Text Embeddings

Embeddings are the core of RAG. They convert human language into numerical vectors (arrays of numbers) such that words with similar meanings are positioned close to each other in high-dimensional space.

How They Work

An embedding model takes a string of text and outputs a vector (e.g., 1536 numbers for OpenAI's text-embedding-3-small).

# Conceptual example
vector = model.embed("What is RAG?")
# Output: [0.012, -0.045, 0.231, ...]

Key Properties

Semantic Density: Unlike keyword search (which looks for exact characters), embeddings capture the "idea" of a sentence.
Cosine Similarity: The primary way we measure "closeness" between two vectors.
Fixed Dimension: Every output from a given model has the same number of dimensions.

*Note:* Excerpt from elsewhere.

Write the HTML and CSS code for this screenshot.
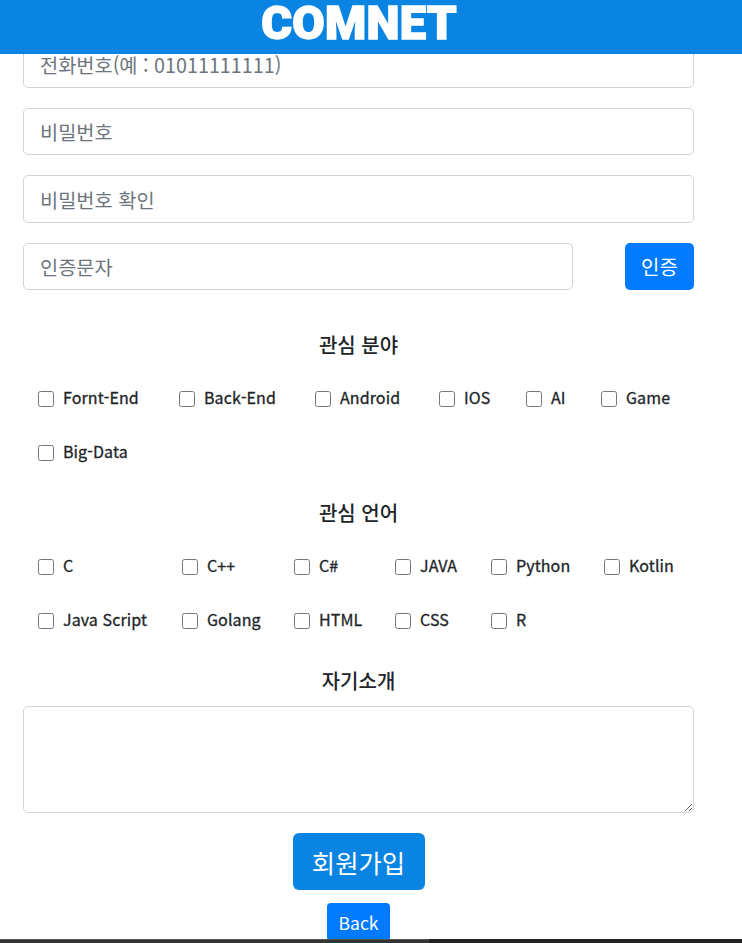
FILE: index.html
```html
<!DOCTYPE html>
<html lang="ko">
<head>
<meta charset="utf-8">
<title>COMNET</title>
<link rel="stylesheet" href="styles.css">
</head>
<body>
<header class="topbar"><h1 class="logo">COMNET</h1></header>
<main class="page">
  <form class="form">
    <input class="field" type="text" placeholder="전화번호(예 : 01011111111)">
    <input class="field" type="password" placeholder="비밀번호">
    <input class="field" type="password" placeholder="비밀번호 확인">
    <div class="verify">
      <input class="field field-verify" type="text" placeholder="인증문자">
      <button class="btn btn-verify" type="button">인증</button>
    </div>
    <h2 class="section-title title-first">관심 분야</h2>
    <div class="checks checks-field">
      <label class="check"><input type="checkbox">Fornt-End</label>
      <label class="check"><input type="checkbox">Back-End</label>
      <label class="check"><input type="checkbox">Android</label>
      <label class="check"><input type="checkbox">IOS</label>
      <label class="check"><input type="checkbox">AI</label>
      <label class="check"><input type="checkbox">Game</label>
      <label class="check"><input type="checkbox">Big-Data</label>
    </div>
    <h2 class="section-title">관심 언어</h2>
    <div class="checks checks-lang">
      <label class="check"><input type="checkbox">C</label>
      <label class="check"><input type="checkbox">C++</label>
      <label class="check"><input type="checkbox">C#</label>
      <label class="check"><input type="checkbox">JAVA</label>
      <label class="check"><input type="checkbox">Python</label>
      <label class="check"><input type="checkbox">Kotlin</label>
      <label class="check"><input type="checkbox">Java Script</label>
      <label class="check"><input type="checkbox">Golang</label>
      <label class="check"><input type="checkbox">HTML</label>
      <label class="check"><input type="checkbox">CSS</label>
      <label class="check"><input type="checkbox">R</label>
    </div>
    <h2 class="section-title">자기소개</h2>
    <textarea class="field intro"></textarea>
    <div class="actions">
      <button class="btn btn-submit" type="submit">회원가입</button>
      <button class="btn btn-back" type="button">Back</button>
    </div>
  </form>
</main>
<div class="taskbar"><span class="taskbar-left"></span><span class="taskbar-right"></span></div>
</body>
</html>
```
FILE: styles.css
```css
* { box-sizing: border-box; }
html, body { margin: 0; height: 943px; overflow: hidden; background: #fff; }
body { font-family: "Noto Sans CJK KR", "Noto Sans", sans-serif; color: #212529; font-size: 16px; }
.topbar { position: fixed; top: 0; left: 0; right: 0; height: 54px; background: #0984e3; display: flex; justify-content: center; z-index: 2; }
.logo { margin: 0 24px 0 0; font-family: "Roboto", sans-serif; font-weight: 900; font-size: 47px; line-height: 46px; color: #fff; letter-spacing: 0.3px; -webkit-text-stroke: 1.5px #fff; }
.page { padding: 40.7px 48px 0 23px; }
.form { display: flex; flex-direction: column; }
.field { display: block; width: 100%; height: 47.33px; padding: 6px 16px; font: 400 19.75px/1.5 "Noto Sans CJK KR", sans-serif; color: #495057; background: #fff; border: 1px solid #ced4da; border-radius: 5px; margin-bottom: 20px; }
.field::placeholder { color: #6c757d; opacity: 1; }
.verify { display: flex; justify-content: space-between; }
.field-verify { width: 550px; margin-bottom: 0; }
.btn { border: 0; color: #fff; font-family: "Noto Sans CJK KR", sans-serif; cursor: pointer; }
.btn-verify { width: 69px; height: 47.33px; background: #007bff; border-radius: 5px; font-size: 20px; padding: 0; }
.section-title { margin: 0; text-align: center; font-size: 20px; font-weight: 500; line-height: 27px; color: #212529; }
.title-first { margin-top: 41px; }
.checks { display: grid; grid-auto-rows: 54px; padding-left: 15px; margin: 13px 0 20px; }
.checks-field { grid-template-columns: 141px 136px 124px 87px 75px auto; }
.checks-lang { grid-template-columns: 144px 112px 101px 96px 113px auto; }
.check { display: flex; align-items: center; padding-bottom: 2px; font-size: 16px; font-weight: 400; letter-spacing: 0.1px; white-space: nowrap; color: #212529; -webkit-text-stroke: 0.3px #212529; }
.check input { width: 16px; height: 16px; margin: 4px 9px 0 0; }
.intro { height: 107px; margin: 12px 0 0; }
.actions { display: flex; flex-direction: column; align-items: center; padding-top: 20px; }
.btn-submit { width: 132px; height: 57px; background: #0984e3; border-radius: 6px; font-size: 25.4px; padding: 0; }
.btn-back { width: 63px; height: 38px; margin-top: 13px; background: #007bff; border-radius: 4px; font-size: 17.6px; padding: 0; }
.taskbar { position: fixed; left: 0; right: 0; bottom: 0; height: 4px; display: flex; z-index: 1; }
.taskbar-left { width: 429px; background: #333; border-top: 1px solid #555; }
.taskbar-right { flex: 1; background: #222; }
```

Choosing a Text Embedding Model

Model	Provider	Dims	Key Strength
`text-embedding-3-small`	OpenAI	1536	Cost & Efficiency
`titan-embed-text-v2`	AWS	1024	Cloud Integrated
`bge-small-en-v1.5`	Open Source	384	Speed (Local)
`voyage-2`	Voyage AI	1024	Retrieval Accuracy

The MTEB Benchmark

If you are looking for the "best" model, refer to the Massive Text Embedding Benchmark (MTEB) leaderboard on Hugging Face. It ranks models based on their performance across retrieval, clustering, and classification tasks.

Practical Implementation (OpenAI)

from openai import OpenAI
client = OpenAI()

def get_embedding(text, model="text-embedding-3-small"):
   text = text.replace("\n", " ")
   return client.embeddings.create(input = [text], model=model).data[0].embedding

Exercises

Compare the word "Apple" (the fruit) and "Apple" (the company) in vector space using two different sentences.
What happens to the embedding if you change a single word to its synonym?
Why is it important to use the same model for both ingestion and querying?